Occupational Health and Safety
It is in our lives, even if we don’t realize it. Occupational Health and Safety is not just a Canadian institution, it exists worldwide and it is responsible for saving tens of thousands of lives since it was created. From agriculture and industrial sectors, to service and healthcare sectors, it keeps us safe on the job, and allows us to return home to our families each day.
Occupational Health and Safety dates back to roughly 1833, when HM Factory Inspectorate was formed in the United Kingdom with the expressed mission to inspect factories and make sure that child workers were not injured on the job. Seven years later, a Royal Commission found that the workers in the British mining industry were working in horrible conditions. This resulted in public outcry and the creation of the Mines Act of 1842, which helped to make the mines safer. In 1884, the first worker’s compensation law was put into force in Germany by Otto Von Bismarck.

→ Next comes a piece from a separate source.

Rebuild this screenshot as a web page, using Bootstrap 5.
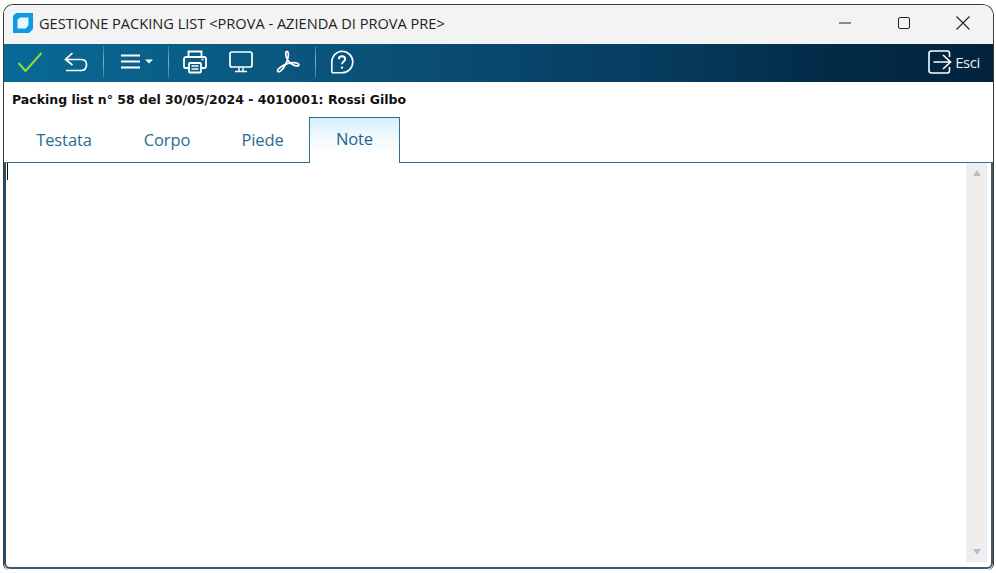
<!DOCTYPE html>
<html lang="it">
<head>
<meta charset="utf-8">
<title>Gestione Packing List</title>
<link href="https://cdn.jsdelivr.net/npm/bootstrap@5.3.0/dist/css/bootstrap.min.css" rel="stylesheet">
<style>
html,body{height:100%;background:#fff;overflow:hidden}
body{padding:4px 2px 3px 3px}
.app-window{height:566px;border:1px solid #3a3a3a;border-bottom:0;border-radius:10px 12px 6px 6px;background:#fff;overflow:hidden}
.title-bar{height:39px;background:#f3f3f3;font:14.6px "Open Sans",sans-serif;color:#222;padding:0 0 3px 9px}
.title-text{margin-left:6px}
.win-btn{width:59px;height:36px;display:flex;align-items:center;justify-content:center}
.win-controls{margin-left:auto;margin-right:1px}
.tool-bar{height:38px;background:linear-gradient(90deg,#076a96 0%,#0a5b83 22%,#0a4d74 42%,#063a5c 68%,#032c49 82%,#02233d 100%);padding:0 13px 2px 4px;color:#fff}
.tool-icon{display:flex;align-items:center;justify-content:center;height:36px}
.tool-check{width:44px}
.tool-undo{width:47px;margin-right:4px}
.tool-menu{width:64px;padding-left:2px}
.tool-print{width:52px;margin-right:1px}
.tool-screen{width:38px}
.tool-pdf{width:55px}
.tool-help{width:52px}
.tool-sep{width:1px;height:32px;background:linear-gradient(180deg,#2c7ea6,#7fb2cb 50%,#2c7ea6)}
.exit-group{margin-left:auto}
.exit-label{font:15px "Open Sans",sans-serif;letter-spacing:-.4px;color:#e8eef2;margin-left:3px}
.exit-icon{margin-left:-2px}
.doc-heading{height:35px;padding:9px 0 0 8px;font:700 12.5px "DejaVu Sans",sans-serif;color:#111;line-height:18px;white-space:nowrap}
.tab-strip{height:46px;border-bottom:1px solid #2f6f8f;align-items:flex-end}
.tab-item{height:45px;display:flex;align-items:center;justify-content:center;font:16.5px "Open Sans",sans-serif;letter-spacing:-.1px;color:#2b6c90}
.tab-t{width:114px;margin-left:3px}
.tab-c{width:94px;margin-left:-1px}
.tab-p{width:97px}
.tab-n{width:91px;height:46px;margin-left:-2px;margin-bottom:-1px;border:1px solid #2f6f8f;border-bottom:0;background:linear-gradient(180deg,#d6effb 0%,#f2fafe 45%,#fff 80%);padding-bottom:5px;color:#1f6488}
.note-area{height:406px;border-left:2px solid #27506e;border-bottom:2px solid #3c5a70;border-right:2px solid #3d5a70;border-radius:0 0 6px 6px}
.caret-line{width:1px;height:17px;background:#111;margin:0 0 0 1px}
.scroll-track{width:21px;height:399px;margin-right:4px;background:#eeeeee;padding:7px 0}
.tri-up{width:0;height:0;border:4.5px solid transparent;border-top:0;border-bottom:6px solid #b9bec6}
.tri-down{width:0;height:0;border:4.5px solid transparent;border-bottom:0;border-top:6px solid #b9bec6}
</style>
</head>
<body>
<div class="app-window d-flex flex-column">
  <div class="title-bar d-flex align-items-center flex-shrink-0">
    <svg width="20" height="20" viewBox="0 0 20 20"><path d="M3 0H20V16L16 20H0V3Z" fill="#0a9be3"/><path d="M7 4.500H15.500V12L13 15.500H4.500V7Z" fill="#eaf7fd"/></svg>
    <span class="title-text">GESTIONE PACKING LIST &lt;PROVA - AZIENDA DI PROVA PRE&gt;</span>
    <div class="win-controls d-flex">
      <div class="win-btn"><svg width="12" height="12" viewBox="0 0 12 12"><path d="M0 6H12" stroke="#222"/></svg></div>
      <div class="win-btn"><svg width="12" height="12" viewBox="0 0 12 12"><rect x=".5" y=".5" width="11" height="11" rx="1.500" fill="none" stroke="#222"/></svg></div>
      <div class="win-btn"><svg width="14" height="14" viewBox="0 0 14 14"><path d="M.5.5L13.500 13.500M13.500.5L.5 13.500" stroke="#222" stroke-width="1.100"/></svg></div>
    </div>
  </div>
  <div class="tool-bar d-flex align-items-center flex-shrink-0">
    <div class="tool-icon tool-check"><svg width="26" height="22" viewBox="0 0 26 22"><path d="M1.500 12L8.500 20L24.500 2" fill="none" stroke="#8fdc3e" stroke-width="2"/></svg></div>
    <div class="tool-icon tool-undo"><svg width="24" height="20" viewBox="0 0 24 20"><path d="M8.500 1L1.500 7.500L8.500 13M2 7.500H17C20.500 7.500 22.500 9.500 22.500 12.500C22.500 16 20.500 18.500 17 18.500H2" fill="none" stroke="#fff" stroke-width="1.700"/></svg></div>
    <div class="tool-sep"></div>
    <div class="tool-icon tool-menu"><svg width="33" height="16" viewBox="0 0 33 16"><path d="M0 1.500H19M0 7.500H19M0 13.500H19" stroke="#fff" stroke-width="1.800"/><path d="M24 5.500H32L28 9.500Z" fill="#fff"/></svg></div>
    <div class="tool-sep"></div>
    <div class="tool-icon tool-print"><svg width="24" height="24" viewBox="0 0 24 24"><path d="M5.500 7V1.500H18.500V7M5.500 18H2.800C1.800 18 1 17.200 1 16.200V9C1 8 1.800 7 2.800 7H21.200C22.200 7 23 8 23 9V16.200C23 17.200 22.200 18 21.200 18H18.500" fill="none" stroke="#fff" stroke-width="1.800"/><rect x="6" y="13" width="12" height="9.500" rx="1" fill="none" stroke="#fff" stroke-width="1.800"/><path d="M8.500 16H15.500M8.500 19H15.500" stroke="#fff" stroke-width="1.300"/><path d="M18.500 9.500H20.500" stroke="#fff" stroke-width="1.500"/></svg></div>
    <div class="tool-icon tool-screen"><svg width="24" height="22" viewBox="0 0 24 22"><rect x="1" y="1" width="22" height="15" rx="2" fill="none" stroke="#fff" stroke-width="1.700"/><path d="M10 16.500V20M14 16.500V20" stroke="#fff" stroke-width="1.500"/><path d="M6 20.500H18" stroke="#fff" stroke-width="1.700"/></svg></div>
    <div class="tool-icon tool-pdf"><svg width="24" height="24" viewBox="0 0 24 24"><path d="M1.500 21C2.500 23.500 6.500 20.500 9.500 14.500C11.200 11 12.800 6 12.200 3C11.800 .8 9.800 1 9.700 3.200C9.500 6.500 12 11 15 13.500C17 15.200 21.200 16.800 22.700 15.300C23.500 13.800 20.500 12.700 18 12.700C13.500 12.700 8.500 14.500 5.500 16.500C3.300 18 1 19.700 1.500 21Z" fill="none" stroke="#fff" stroke-width="1.700" stroke-linejoin="round"/></svg></div>
    <div class="tool-sep"></div>
    <div class="tool-icon tool-help"><svg width="24" height="24" viewBox="0 0 24 24"><path d="M12 1.200A10.800 10.800 0 1 1 12 22.800H3.500C2.500 22.800 1.800 22 1.800 21V12A10.500 10.800 0 0 1 12 1.200Z" fill="none" stroke="#fff" stroke-width="1.600"/><path d="M8.800 9.300C8.800 7.300 10.300 6.300 12 6.300C13.800 6.300 15.200 7.400 15.200 9.100C15.200 11.500 12 11.700 12 14.300" fill="none" stroke="#fff" stroke-width="1.900"/><circle cx="12" cy="17.600" r="1.200" fill="#fff"/></svg></div>
    <div class="exit-group d-flex align-items-center">
      <svg class="exit-icon" width="24" height="24" viewBox="0 0 24 24"><path d="M21.500 7V3.500C21.500 2.200 20.800 1 19.500 1H3.500C2 1 1 2 1 3.500V20.500C1 22 2 23 3.500 23H19.500C20.800 23 21.500 22 21.500 20.500V17" fill="none" stroke="#fff" stroke-width="1.600"/><path d="M5.500 12H22M15 5L22.500 12L15 19" fill="none" stroke="#fff" stroke-width="1.600"/></svg>
      <span class="exit-label">Esci</span>
    </div>
  </div>
  <div class="doc-heading flex-shrink-0">Packing list n° 58 del 30/05/2024 - 4010001: Rossi Gilbo</div>
  <div class="tab-strip d-flex flex-shrink-0">
    <div class="tab-item tab-t">Testata</div>
    <div class="tab-item tab-c">Corpo</div>
    <div class="tab-item tab-p">Piede</div>
    <div class="tab-item tab-n">Note</div>
  </div>
  <div class="note-area d-flex justify-content-between flex-shrink-0">
    <div class="caret-line"></div>
    <div class="scroll-track d-flex flex-column justify-content-between align-items-center">
      <div class="tri-up"></div>
      <div class="tri-down"></div>
    </div>
  </div>
</div>
<script src="https://cdn.jsdelivr.net/npm/bootstrap@5.3.0/dist/js/bootstrap.bundle.min.js"></script>
</body>
</html>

From those early years, various organizations would work hard to keep workers safe, and they have done a very good job of it.
In the United Kingdom in 1974, 651 people died on the job, by 2012, only 171 died on the job. The rate of fatalities on the job also declined from 2.9 fatalities per 100,000 to .6 per 100,000 in that same period of time. In the United States, 14,000 workers were killed on the job in 1970. By 2010, despite the workforce being twice as large, workplace deaths were down by over 50 per cent. From 1913 to 2013, workplace deaths declined by 80 per cent.
In Canada, there are several provincial and federal labour codes to govern worker’s safety on the job. The Canadian Centre for Occupational Health and Safety, created in 1966, provides the fundamental right to a healthy and safe working environment for workers.
All these rules and organizations come together to keep everyone safe at the job.